Hours ahead of the first Monday Night Football game of the season last week, Disney and Charter ended a carriage dispute that restored ESPN to nearly 15 million cable television customers. Prior to the agreement, headlines proclaimed the deal between the two companies would change TV forever.
That didn’t quite happen.
Both sides made concessions, with the deal guaranteeing Disney its more than $2 billion in carriage fees as channels such as ESPN, ABC and FX were restored. For its part, Charter received the chance to offer various Disney streaming services alongside some of its Spectrum cable plans. However, rather than Charter ultimately walking away from Disney or the House of Mouse implementing an innovative streaming bundle strategy, the results weren’t necessarily the “transformative” agreement that was promised.
“It certainly puts to rest the current hand-wringing over what this means in the bigger picture,” Paul Verna, principal analyst at Insider Intelligence, told Adweek, adding, “I think it just accentuates the urgency that everyone has to try to make a profitable transition to digital.”
According to Verna, the deal doesn’t change the underlying issues in the push to streaming.
Though media companies want to shift to OTT, monetization has proven difficult, making billions in carriage fees increasingly important, even if linear isn’t “core” to a company like Disney, as CEO Bob Iger infamously told CNBC. Meanwhile, the cable distributors don’t want to be in pay TV indefinitely either, as internet delivery is a more profitable alternative, but abandoning millions of customers is easier said than done, especially when you’re trying to get a piece of the streaming pie too.

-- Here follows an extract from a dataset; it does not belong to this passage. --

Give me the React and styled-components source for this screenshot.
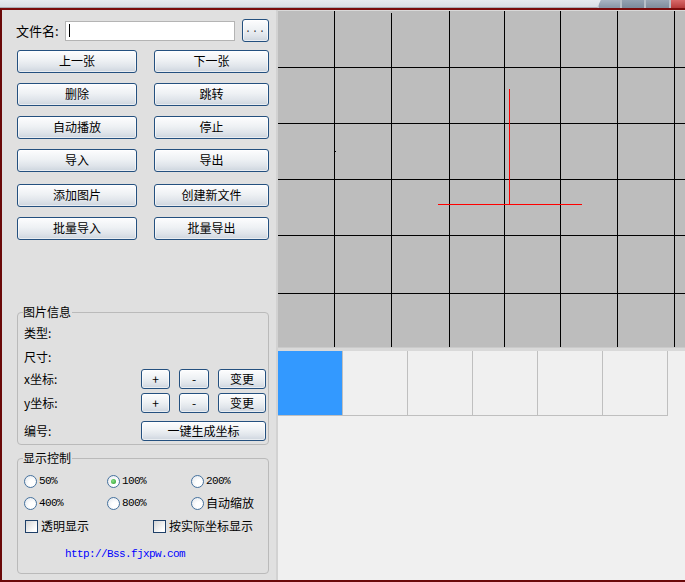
import React from 'react';
import styled, { createGlobalStyle } from 'styled-components';

// Global
const GlobalStyle = createGlobalStyle`
  html, body {
    margin: 0;
    padding: 0;
    background: #e0e0e0;
  }
  body {
    font-family: "Noto Sans CJK SC", "Noto Sans", sans-serif;
    font-size: 12px;
    color: #000;
  }
`;

// Frame
const Frame = styled.div`
  width: 685px;
  height: 582px;
  overflow: hidden;
  display: flex;
  flex-direction: column;
`;

const TopBar = styled.div`
  height: 8px;
  flex: none;
  display: flex;
  background: linear-gradient(#e7ebef, #d8dde3);
  box-shadow: inset 0 -1px 0 #a9afb6;
`;

const TopFill = styled.div`
  flex: 1;
`;

const Caption = styled.div`
  display: flex;
  width: 88px;
  clip-path: polygon(4px 0, 100% 0, 100% 100%, 0 100%);
  background: #b8c0c9;
`;

const CaptionBtn = styled.div`
  width: ${(p) => p.$w}px;
  margin-left: 2px;
  background: linear-gradient(${(p) => p.$top}, ${(p) => p.$bottom});
`;

const Window = styled.div`
  flex: 1;
  min-height: 0;
  display: flex;
  border-top: 2px solid #7a0c0c;
  border-left: 2px solid #6a0909;
  border-bottom: 2px solid #6a0909;
`;

// Left panel
const LeftPanel = styled.div`
  width: 274px;
  flex: none;
  display: flex;
  flex-direction: column;
  padding-top: 9px;
  background: #e0e0e0;
`;

const FileRow = styled.div`
  display: flex;
  align-items: center;
  height: 23px;
  padding-left: 14px;
`;

const FileLabel = styled.span`
  width: 49px;
  font-size: 13px;
  line-height: 16px;
`;

const FileInput = styled.div`
  box-sizing: border-box;
  width: 170px;
  height: 20px;
  display: flex;
  align-items: center;
  padding-left: 3px;
  background: #fff;
  border: 1px solid #b4b4b4;
`;

const Caret = styled.span`
  width: 1px;
  height: 13px;
  background: #000;
`;

const Btn = styled.button`
  box-sizing: border-box;
  width: ${(p) => (p.$w ? `${p.$w}px` : 'auto')};
  height: ${(p) => p.$h || 23}px;
  margin-top: ${(p) => p.$mt || 0}px;
  padding: 0 0 1px;
  border: 1px solid #24507f;
  border-radius: 3px;
  background: linear-gradient(#fdfdfe 0%, #eef1f4 45%, #dfe4ea 75%, #cdd5de 100%);
  box-shadow: inset 0 0 0 1px rgba(255, 255, 255, 0.55);
  font-family: "Noto Sans CJK SC", sans-serif;
  font-size: 12px;
  line-height: 14px;
  color: #000;
  text-align: center;
`;

const DotsBtn = styled(Btn)`
  margin-left: 7px;
  font-family: "Liberation Mono", monospace;
  font-size: 10px;
  letter-spacing: 1px;
  color: #333;
`;

const ButtonGrid = styled.div`
  display: grid;
  grid-template-columns: 120px 115px;
  column-gap: 17px;
  row-gap: 10px;
  margin: 8px 0 0 15px;
`;

const Group = styled.fieldset`
  box-sizing: border-box;
  width: 252px;
  min-width: 0;
  margin: ${(p) => p.$mt}px 0 0 15px;
  padding: ${(p) => p.$pad};
  border: 1px solid #bababa;
  border-radius: 4px;
`;

const Legend = styled.legend`
  padding: 0 1px 0 0;
  margin-left: -1px;
  font-size: 12px;
  line-height: 14px;
`;

const InfoList = styled.div`
  display: flex;
  flex-direction: column;
`;

const InfoRow = styled.div`
  display: flex;
  align-items: center;
  gap: 9px;
  height: 20px;
  margin-top: ${(p) => p.$mt || 0}px;
`;

const InfoLabel = styled.span`
  flex: 1;
  line-height: 14px;
`;

const RadioGrid = styled.div`
  display: grid;
  grid-template-columns: 83px 84px 1fr;
  grid-auto-rows: 18px;
  row-gap: 4px;
`;

const Option = styled.label`
  display: flex;
  align-items: center;
  gap: 2px;
`;

const Radio = styled.span`
  position: relative;
  box-sizing: border-box;
  width: 13px;
  height: 13px;
  border-radius: 50%;
  border: 1px solid #46729e;
  background: radial-gradient(circle at 65% 65%, #ffffff 30%, #dfe4ea 100%);

  &::after {
    content: '';
    display: ${(p) => (p.$on ? 'block' : 'none')};
    position: absolute;
    left: 3px;
    top: 3px;
    width: 5px;
    height: 5px;
    border-radius: 50%;
    background: radial-gradient(circle at 40% 40%, #8be08b, #1f9a1f);
  }
`;

const OptionText = styled.span`
  font-family: ${(p) => (p.$mono ? '"Liberation Mono", monospace' : '"Noto Sans CJK SC", sans-serif')};
  font-size: ${(p) => (p.$mono ? 11 : 12)}px;
  letter-spacing: ${(p) => (p.$mono ? '-0.6px' : '0')};
  line-height: 14px;
`;

const CheckRow = styled.div`
  display: grid;
  grid-template-columns: 128px 1fr;
  height: 18px;
  margin-top: 5px;
  padding-left: 1px;
`;

const CheckBox = styled.span`
  box-sizing: border-box;
  width: 13px;
  height: 13px;
  margin-right: 1px;
  border: 1px solid #1f4068;
  background: linear-gradient(135deg, #d4d4d4, #ffffff 80%);
`;

const Link = styled.a`
  display: block;
  margin-top: 12px;
  padding-left: 41px;
  height: 14px;
  font-family: "Liberation Mono", "Courier New", monospace;
  font-size: 11px;
  letter-spacing: -0.6px;
  line-height: 14px;
  color: #0000ff;
  text-decoration: none;
`;

// Right panel
const RightPanel = styled.div`
  flex: 1;
  min-width: 0;
  display: flex;
  flex-direction: column;
  border-left: 2px solid #d2d2d2;
  background: #f0f0f0;
`;

const CanvasWrap = styled.div`
  padding-top: 1px;
  background: #d9d9d9;
  line-height: 0;
`;

const Band = styled.div`
  box-sizing: border-box;
  height: 4px;
  border-top: 1px solid #cacaca;
  background: #d9d9d9;
`;

const ThumbRow = styled.div`
  display: flex;
`;

const Thumb = styled.div`
  width: 64px;
  height: 64px;
  border-right: 1px solid #bfbfbf;
  border-bottom: 1px solid #bfbfbf;
  background: ${(p) => (p.$active ? '#3399ff' : '#f0f0f0')};
`;

const GRID_X = [56, 113, 171, 226, 282, 339, 396];
const GRID_Y = [56, 112, 168, 224, 282];

const Canvas = () => (
  <svg width="407" height="336" viewBox="0 0 407 336" shapeRendering="crispEdges">
    <rect width="407" height="336" fill="#bdbdbd" />
    {GRID_X.map((x) => (
      <line key={`v${x}`} x1={x + 0.5} y1={x === 113 ? 2 : 0} x2={x + 0.5} y2="336" stroke="#000" />
    ))}
    {GRID_Y.map((y) => (
      <line key={`h${y}`} x1="0" y1={y + 0.5} x2="407" y2={y + 0.5} stroke="#000" />
    ))}
    <rect x="57" y="140" width="1" height="1" fill="#000" />
    <line x1="231.5" y1="78" x2="231.5" y2="193" stroke="#ff0000" />
    <line x1="160" y1="193.5" x2="304" y2="193.5" stroke="#ff0000" />
  </svg>
);

const NAV_BUTTONS = [
  ['上一张', '下一张'],
  ['删除', '跳转'],
  ['自动播放', '停止'],
  ['导入', '导出'],
  ['添加图片', '创建新文件'],
  ['批量导入', '批量导出'],
];

const ZOOMS = [
  { text: '50%', mono: true },
  { text: '100%', mono: true, on: true },
  { text: '200%', mono: true },
  { text: '400%', mono: true },
  { text: '800%', mono: true },
  { text: '自动缩放' },
];

const App = () => (
  <>
    <GlobalStyle />
    <Frame>
      <TopBar>
        <TopFill />
        <Caption>
          <CaptionBtn $w={22} $top="#aab5c2" $bottom="#8795a5" />
          <CaptionBtn $w={22} $top="#94a2b2" $bottom="#7b8a9b" />
          <CaptionBtn $w={24} $top="#9aa6b4" $bottom="#7f8c9b" />
          <CaptionBtn $w={14} $top="#d86a6a" $bottom="#b53a3a" />
        </Caption>
      </TopBar>
      <Window>
        <LeftPanel>
          <FileRow>
            <FileLabel>文件名:</FileLabel>
            <FileInput>
              <Caret />
            </FileInput>
            <DotsBtn $w={27}>...</DotsBtn>
          </FileRow>

          <ButtonGrid>
            {NAV_BUTTONS.map(([a, b], i) => (
              <React.Fragment key={a}>
                <Btn $mt={i === 4 ? 2 : 0}>{a}</Btn>
                <Btn $mt={i === 4 ? 2 : 0}>{b}</Btn>
              </React.Fragment>
            ))}
          </ButtonGrid>

          <Group $mt={65} $pad="4px 2px 3px 6px">
            <Legend>图片信息</Legend>
            <InfoList>
              <InfoRow><InfoLabel>类型:</InfoLabel></InfoRow>
              <InfoRow $mt={4}><InfoLabel>尺寸:</InfoLabel></InfoRow>
              <InfoRow $mt={2}>
                <InfoLabel>x坐标:</InfoLabel>
                <Btn $w={29} $h={20}>+</Btn>
                <Btn $w={30} $h={20}>-</Btn>
                <Btn $w={48} $h={20}>变更</Btn>
              </InfoRow>
              <InfoRow $mt={4}>
                <InfoLabel>y坐标:</InfoLabel>
                <Btn $w={29} $h={20}>+</Btn>
                <Btn $w={30} $h={20}>-</Btn>
                <Btn $w={48} $h={20}>变更</Btn>
              </InfoRow>
              <InfoRow $mt={8}>
                <InfoLabel>编号:</InfoLabel>
                <Btn $w={125} $h={20}>一键生成坐标</Btn>
              </InfoRow>
            </InfoList>
          </Group>

          <Group $mt={6} $pad="7px 2px 12px 6px">
            <Legend>显示控制</Legend>
            <RadioGrid>
              {ZOOMS.map((z) => (
                <Option key={z.text}>
                  <Radio $on={z.on} />
                  <OptionText $mono={z.mono}>{z.text}</OptionText>
                </Option>
              ))}
            </RadioGrid>
            <CheckRow>
              <Option>
                <CheckBox />
                <OptionText>透明显示</OptionText>
              </Option>
              <Option>
                <CheckBox />
                <OptionText>按实际坐标显示</OptionText>
              </Option>
            </CheckRow>
            <Link href="#">http://Bss.fjxpw.com</Link>
          </Group>
        </LeftPanel>

        <RightPanel>
          <CanvasWrap>
            <Canvas />
          </CanvasWrap>
          <Band />
          <ThumbRow>
            {[0, 1, 2, 3, 4, 5].map((i) => (
              <Thumb key={i} $active={i === 0} />
            ))}
          </ThumbRow>
        </RightPanel>
      </Window>
    </Frame>
  </>
);

export default App;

“Those dynamics haven’t changed just because these companies walked to the edge of the cliff and walked back,” Verna said.
Walking to the edge of the carriage deal cliff involved a lot of sparring in the media, with Disney running ad pods directing consumers to Hulu as an alternative and Charter CEO Chris Winfrey proclaiming things like, “If we’re moving on, that’s OK.”
But all the talk was just talk, and TV advertisers and consumers were collateral damage.